- Location in Walton County and the state of Georgia
- Coordinates: 33°43′1″N 83°48′14″W﻿ / ﻿33.71694°N 83.80389°W
- Country: United States
- State: Georgia
- County: Walton

Area
- • Total: 0.78 sq mi (2.02 km^{2})
- • Land: 0.78 sq mi (2.01 km^{2})
- • Water: 0.0039 sq mi (0.01 km^{2})
- Elevation: 837 ft (255 m)

Population (2020)
- • Total: 146
- • Density: 188.1/sq mi (72.63/km^{2})
- Time zone: UTC-5 (Eastern (EST))
- • Summer (DST): UTC-4 (EDT)
- ZIP code: 30018
- Area code: 470/678/770
- FIPS code: 13-42184
- GNIS feature ID: 0356336

= Jersey, Georgia =

Jersey is a town in Walton County, Georgia, United States. The population was 146 at the 2020 census.

==History==
Prior to, and until around 1904, this community was originally known as Centerville since it was almost equidistant from the surrounding towns of: Monroe, Social Circle, Covington, and Loganville. But, when the town decided to establish a US Post Office of its own, rather than have to travel to the county seat to collect mail, a problem arose. Federal Postal Regulations (logically) prohibited two towns in the same State having the same name. This prompted an extended and hot debate in the community that lasted most of the winter. At the time, this area was primarily agricultural and was very well known for its high quality in dairy farming and production of high quality milk.. Only a couple of months prior to this event, Old Man H. D. Ambercrombie (a quite prominent businessman, and early settler in that area) had just taken possession of his newly imported—at great expense—full blooded, Jersey Bull from the European Isle of Jersey, acquired to improve the quality of his herd and to increase their milk production. After much debate, the town applied for and was awarded a name change to "Jersey". They were thus able to establish their own unique Postal Address and establish a US Post Office of their own.

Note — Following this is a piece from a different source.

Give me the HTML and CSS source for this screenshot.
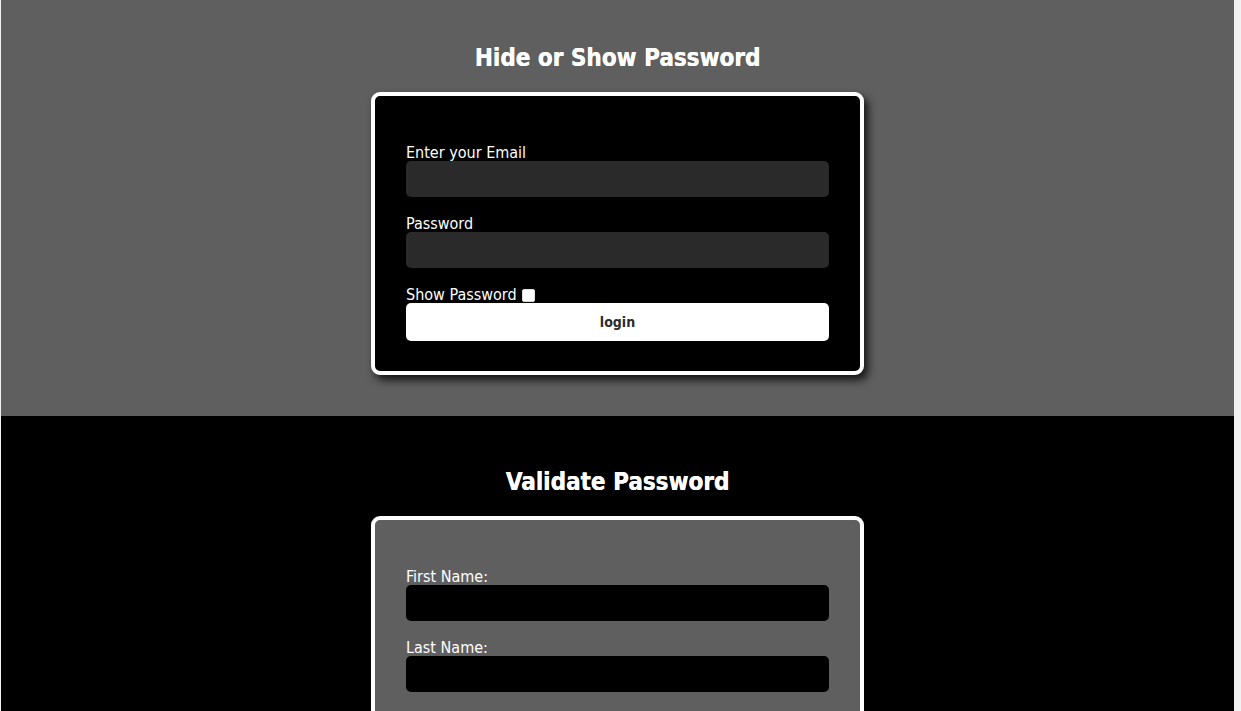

The Georgia General Assembly incorporated Jersey as a town in 1905.

==Geography==

Jersey is located at (33.716872, -83.803943).

According to the United States Census Bureau, the town has a total area of 0.8 sqmi, all land.

==Demographics==

As of the census of 2000, there were 163 people, 61 households, and 45 families residing in the town. By 2020, its population was 146.

Historical population
| Census | Pop. | Note | %± |
| 1910 | 191 |  | — |
| 1920 | 202 |  | 5.8% |
| 1930 | 196 |  | −3.0% |
| 1940 | 188 |  | −4.1% |
| 1950 | 182 |  | −3.2% |
| 1960 | 170 |  | −6.6% |
| 1970 | 180 |  | 5.9% |
| 1980 | 201 |  | 11.7% |
| 1990 | 149 |  | −25.9% |
| 2000 | 163 |  | 9.4% |
| 2010 | 137 |  | −16.0% |
| 2020 | 146 |  | 6.6% |
U.S. Decennial Census

==Education==
Up until the early 1960s, the town of Jersey had its own School and virtually all of the teachers were also local area residents who knew each one of the children, and their entire families. Many attend the same Local Churches, some had their own children as their Students. Some Teachers were Graduates of Jersey's School, and some taught multiple generations of students from the same families.. In 1962, due to a reduction in local school age population and a movement to consolidate local schools, the local school was closed down and students (mostly) transferred to Social Circle Public Schools. There were limited (other) options at that time. A few teachers followed, but most simply Retired from teaching.

The town is now officially considered part of the Walton County School District., although a (small?) percentage do attend Higher Rated Private Schools in the area.